HP’s services unit was the company’s most profitable division in the past quarter. Some see the company’s shift towards business products and services as a welcome change that will position HP for greater success in the future.

"I like HP’s product mix now better than a year or two ago," said Cearley. "The company was very heavily weighted on consumer devices, but it has changed to a company that is a balance between services, software and hardware."

Cost-cutting boost. HP’s cost-cutting measures, including a 5% company-wide salary cut implemented early in its second quarter, helped it navigate throughout the economic storm and offset some of the declines the company suffered in the quarter.

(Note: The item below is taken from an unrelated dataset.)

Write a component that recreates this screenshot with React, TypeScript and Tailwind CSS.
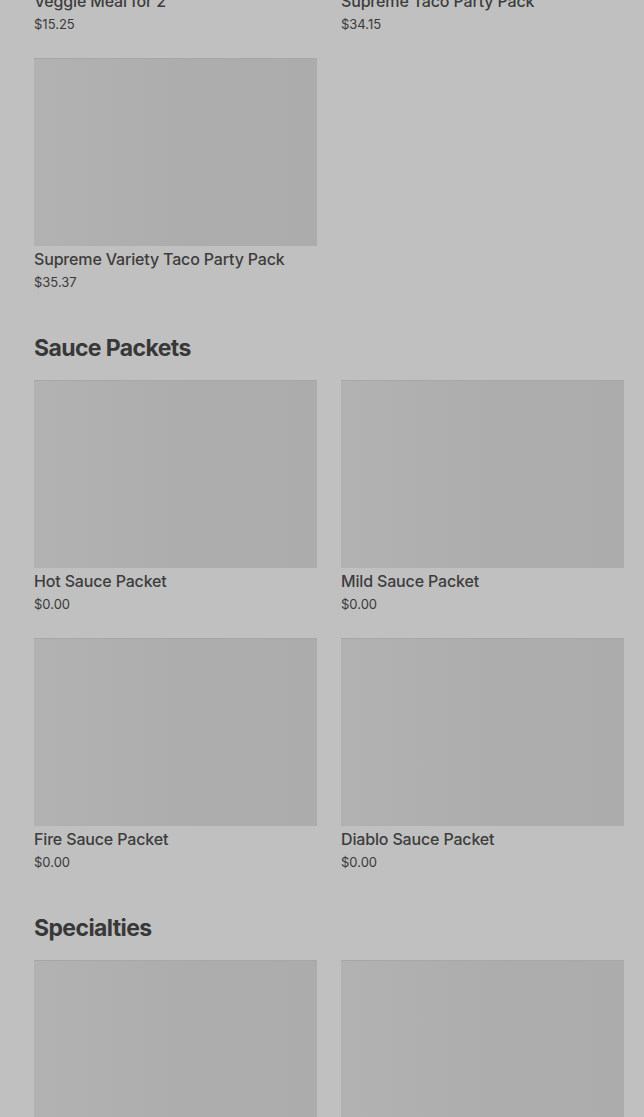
const SECTIONS = [
  {
    title: null,
    items: [
      { name: 'Veggie Meal for 2', price: '$15.25' },
      { name: 'Supreme Taco Party Pack', price: '$34.15' },
      { name: 'Supreme Variety Taco Party Pack', price: '$35.37' },
    ],
  },
  {
    title: 'Sauce Packets',
    items: [
      { name: 'Hot Sauce Packet', price: '$0.00' },
      { name: 'Mild Sauce Packet', price: '$0.00' },
      { name: 'Fire Sauce Packet', price: '$0.00' },
      { name: 'Diablo Sauce Packet', price: '$0.00' },
    ],
  },
  {
    title: 'Specialties',
    items: [
      { name: 'Chalupa Supreme', price: '$4.99' },
      { name: 'Gordita Crunch', price: '$4.79' },
    ],
  },
]

function ItemCard({ name, price }: { name: string; price: string }) {
  return (
    <div className="flex flex-col">
      <div className="h-[188px] border-t border-[#a7a7a7] bg-gradient-to-r from-[#b2b2b2] via-[#adadad] to-[#acacac]" />
      <div className="text-[16px] leading-[26px] font-medium tracking-[-0.16px] text-[#3d3d3d]">{name}</div>
      <div className="text-[13px] leading-5 text-[#3a3a3a]">{price}</div>
    </div>
  )
}

export default function App() {
  return (
    <div
      className="h-[1117px] overflow-hidden bg-[#c0c0c0] pl-[34px] pr-[20px]"
      style={{ fontFamily: 'Inter, "Liberation Sans", sans-serif' }}
    >
      <div className="-mt-[200px]">
        {SECTIONS.map((section, i) => (
          <section key={i}>
            {section.title && (
              <h2 className="mt-[40px] mb-[16px] text-[23px] leading-8 font-bold tracking-[-0.6px] text-[#383838]">
                {section.title}
              </h2>
            )}
            <div className="grid grid-cols-2 gap-x-6 gap-y-6">
              {section.items.map((item) => (
                <ItemCard key={item.name} {...item} />
              ))}
            </div>
          </section>
        ))}
      </div>
    </div>
  )
}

HP is also trimming costs by its ongoing efforts to eliminate overlap with EDS. The company announced in September that it would slash 24,600 jobs, or 8% of its combined workforce, by the end of 2011 as a result of the acquisition. To-date, half of those jobs have been eliminated, Hurd said Tuesday.

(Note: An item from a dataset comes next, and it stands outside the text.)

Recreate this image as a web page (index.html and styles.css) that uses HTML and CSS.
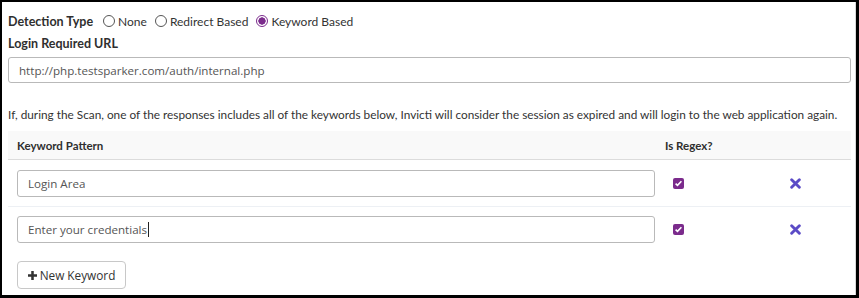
FILE: index.html
```html
<!DOCTYPE html>
<html>
<head>
<meta charset="utf-8">
<link rel="stylesheet" href="styles.css">
</head>
<body>
<div class="frame">
  <div class="detect-row">
    <span class="label">Detection Type</span>
    <span class="radio"><span class="dot"></span>None</span>
    <span class="radio"><span class="dot"></span>Redirect Based</span>
    <span class="radio"><span class="dot checked"></span>Keyword Based</span>
  </div>
  <div class="label block">Login Required URL</div>
  <div class="input url">http://php.testsparker.com/auth/internal.php</div>
  <p class="info">If, during the Scan, one of the responses includes all of the keywords below, Invicti will consider the session as expired and will login to the web application again.</p>
  <div class="table">
    <div class="thead">
      <div class="th c1">Keyword Pattern</div>
      <div class="th c2">Is Regex?</div>
      <div class="th c3"></div>
    </div>
    <div class="tr">
      <div class="td c1"><div class="input">Login Area</div></div>
      <div class="td c2"><span class="check"><svg viewBox="0 0 11 11" width="11" height="11"><path d="M2.6 5.6 L4.5 7.4 L8.4 3.3" fill="none" stroke="#fff" stroke-width="1.6"/></svg></span></div>
      <div class="td c3"><svg class="x" viewBox="0 0 10 10" width="11" height="11"><path d="M1.5 1.5 L8.5 8.5 M8.5 1.5 L1.5 8.5" fill="none" stroke="#5b4bc6" stroke-width="2.6" stroke-linecap="round"/></svg></div>
    </div>
    <div class="tr last">
      <div class="td c1"><div class="input">Enter your credentials<span class="caret"></span></div></div>
      <div class="td c2"><span class="check"><svg viewBox="0 0 11 11" width="11" height="11"><path d="M2.6 5.6 L4.5 7.4 L8.4 3.3" fill="none" stroke="#fff" stroke-width="1.6"/></svg></span></div>
      <div class="td c3"><svg class="x" viewBox="0 0 10 10" width="11" height="11"><path d="M1.5 1.5 L8.5 8.5 M8.5 1.5 L1.5 8.5" fill="none" stroke="#5b4bc6" stroke-width="2.6" stroke-linecap="round"/></svg></div>
    </div>
  </div>
  <div class="btn-row">
    <button class="btn"><svg viewBox="0 0 10 10" width="9" height="9"><path d="M3.6 0 H6.4 V3.6 H10 V6.4 H6.4 V10 H3.6 V6.4 H0 V3.6 H3.6 Z" fill="#333"/></svg>New Keyword</button>
  </div>
</div>
</body>
</html>
```
FILE: styles.css
```css
html, body {
  margin: 0;
  background: #000;
}
body {
  padding: 2px 3px 3px 2px;
  height: 298px;
  box-sizing: border-box;
}
.frame {
  background: #fff;
  height: 293px;
  box-sizing: border-box;
  border-right: 1px solid #d8d8d8;
  padding: 9px 4px 0 6px;
  overflow: hidden;
  font-family: Lato, "Liberation Sans", sans-serif;
  color: #2f2f2f;
}
.detect-row {
  display: flex;
  align-items: center;
  height: 20px;
  font-size: 12px;
}
.label {
  font-weight: 700;
  font-size: 12.5px;
  margin-right: 10px;
}
.block {
  display: block;
  margin-top: 4px;
  line-height: 18px;
  margin-right: 0;
}
.radio {
  display: inline-flex;
  align-items: center;
  margin-right: 8px;
  color: #333;
}
.dot {
  width: 12px;
  height: 12px;
  box-sizing: border-box;
  border: 1px solid #555;
  border-radius: 50%;
  margin-right: 3px;
  background: #fff;
}
.dot.checked {
  border: 1.5px solid #7b2b8c;
  background: radial-gradient(circle, #7b2b8c 0 3.4px, #fff 3.9px);
}
.input {
  box-sizing: border-box;
  height: 27px;
  border: 1px solid #b9b9b9;
  border-radius: 3px;
  padding: 0 10px;
  display: flex;
  align-items: center;
  font-family: "Open Sans", sans-serif;
  font-size: 11.6px;
  color: #555;
  background: #fff;
}
.url {
  margin-top: 4px;
  height: 26px;
}
.info {
  margin: 23px 0 0;
  line-height: 18px;
  font-size: 11.8px;
  color: #333;
  white-space: nowrap;
}
.table {
  margin-top: 7px;
}
.thead {
  display: flex;
  background: #f9f9f9;
  height: 28px;
  align-items: center;
  border-bottom: 1px solid #dcdcdc;
}
.th {
  font-size: 11.5px;
  font-weight: 700;
  color: #2f2f2f;
}
.c1 { width: 656px; box-sizing: border-box; padding: 0 9px; }
.c2 { width: 126px; box-sizing: border-box; padding-left: 1px; }
.c3 { flex: 1; }
.tr {
  display: flex;
  align-items: center;
  padding: 10px 0 9px;
  border-bottom: 1px solid #edf0f4;
}
.tr.last {
  border-bottom: none;
  padding-top: 9px;
}
.td.c2 { padding-left: 9px; display: flex; }
.td.c3 { display: flex; }
.check {
  width: 11px;
  height: 11px;
  border-radius: 2px;
  background: #7b2b8c;
  display: flex;
}
.x { display: block; }
.caret {
  display: inline-block;
  width: 1px;
  height: 15px;
  background: #222;
  margin-left: 1px;
}
.btn-row {
  padding: 9px 0 0 9px;
}
.btn {
  height: 28px;
  width: 109px;
  box-sizing: border-box;
  border: 1px solid #c8c8c8;
  border-radius: 4px;
  background: #fff;
  font-family: "Open Sans", sans-serif;
  font-size: 11.8px;
  color: #333;
  display: flex;
  align-items: center;
  justify-content: center;
  gap: 3px;
  padding: 0;
}
```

"Our services business continued to deliver strong profitability with an increased deal pipeline and the EDS integration tracking ahead of schedule," said Hurd.

HP is often compared to rival IBM (IBM, Fortune 500) because both are large players in a number of different tech businesses. Shares of HP have been flat since January, compared with IBM’s 25% rise and Dell’s (DELL, Fortune 500) 11% jump. But HP’s stock is up 41% since the stock market bottomed out on March 9, even with Dell’s 41% jump and better than IBM’s 26% rise.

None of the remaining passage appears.